#### SOURCE RECORDS ####

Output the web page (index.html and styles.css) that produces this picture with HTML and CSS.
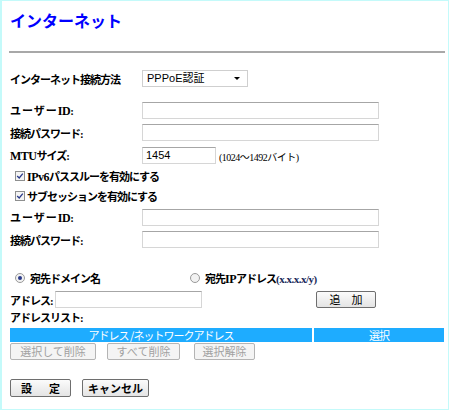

####
#### SOURCE RECORDS ####

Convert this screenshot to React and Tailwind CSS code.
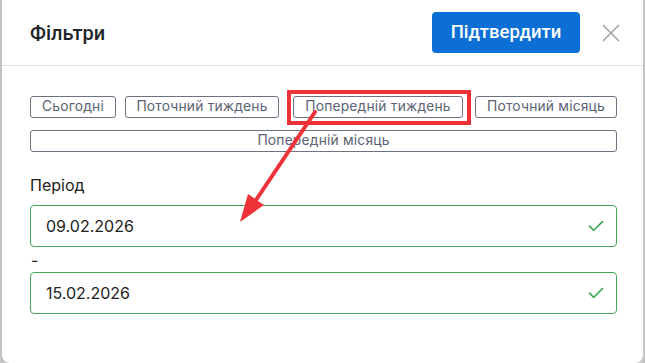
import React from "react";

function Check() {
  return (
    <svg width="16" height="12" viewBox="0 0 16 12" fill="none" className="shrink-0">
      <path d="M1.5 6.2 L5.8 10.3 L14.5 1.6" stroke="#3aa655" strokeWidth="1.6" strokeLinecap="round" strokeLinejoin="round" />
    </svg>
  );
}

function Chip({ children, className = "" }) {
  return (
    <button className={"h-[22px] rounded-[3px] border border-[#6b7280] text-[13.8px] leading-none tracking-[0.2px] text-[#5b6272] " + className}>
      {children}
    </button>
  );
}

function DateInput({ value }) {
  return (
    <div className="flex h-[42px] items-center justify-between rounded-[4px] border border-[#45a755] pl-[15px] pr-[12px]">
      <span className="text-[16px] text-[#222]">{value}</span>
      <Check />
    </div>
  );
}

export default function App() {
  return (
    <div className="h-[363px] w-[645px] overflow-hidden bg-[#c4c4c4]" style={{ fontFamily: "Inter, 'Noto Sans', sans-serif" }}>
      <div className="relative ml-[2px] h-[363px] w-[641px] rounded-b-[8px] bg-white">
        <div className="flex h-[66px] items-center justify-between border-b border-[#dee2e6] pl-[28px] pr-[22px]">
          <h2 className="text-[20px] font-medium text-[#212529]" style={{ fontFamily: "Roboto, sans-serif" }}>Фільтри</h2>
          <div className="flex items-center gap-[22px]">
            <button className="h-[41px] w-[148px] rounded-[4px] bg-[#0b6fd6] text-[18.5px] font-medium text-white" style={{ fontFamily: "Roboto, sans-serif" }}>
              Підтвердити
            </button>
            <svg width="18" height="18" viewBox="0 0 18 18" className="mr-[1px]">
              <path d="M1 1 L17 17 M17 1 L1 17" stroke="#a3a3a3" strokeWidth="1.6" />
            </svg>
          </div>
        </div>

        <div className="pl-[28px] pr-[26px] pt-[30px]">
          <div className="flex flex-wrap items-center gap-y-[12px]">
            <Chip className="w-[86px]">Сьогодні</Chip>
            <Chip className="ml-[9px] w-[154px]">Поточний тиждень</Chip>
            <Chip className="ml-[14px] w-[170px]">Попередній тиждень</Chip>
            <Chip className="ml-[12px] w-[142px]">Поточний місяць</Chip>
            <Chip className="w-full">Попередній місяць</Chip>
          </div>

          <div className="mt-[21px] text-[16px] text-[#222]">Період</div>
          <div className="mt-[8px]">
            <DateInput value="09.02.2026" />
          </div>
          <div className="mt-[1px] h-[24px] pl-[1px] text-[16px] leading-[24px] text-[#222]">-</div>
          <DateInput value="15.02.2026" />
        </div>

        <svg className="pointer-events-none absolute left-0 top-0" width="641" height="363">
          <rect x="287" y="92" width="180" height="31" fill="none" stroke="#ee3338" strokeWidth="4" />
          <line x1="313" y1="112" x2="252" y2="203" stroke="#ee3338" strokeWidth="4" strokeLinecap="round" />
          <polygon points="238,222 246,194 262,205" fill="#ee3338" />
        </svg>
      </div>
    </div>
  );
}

####

- [SET EXERCISE] Begin at the line that has "Convert this screenshot", stop after the line that has "import React from", and reproduce every line between them exactly and nothing else. Pictures stay out of the copy.

- [RESPONSE FOR THIS EXERCISE]
Convert this screenshot to React and Tailwind CSS code.
import React from "react";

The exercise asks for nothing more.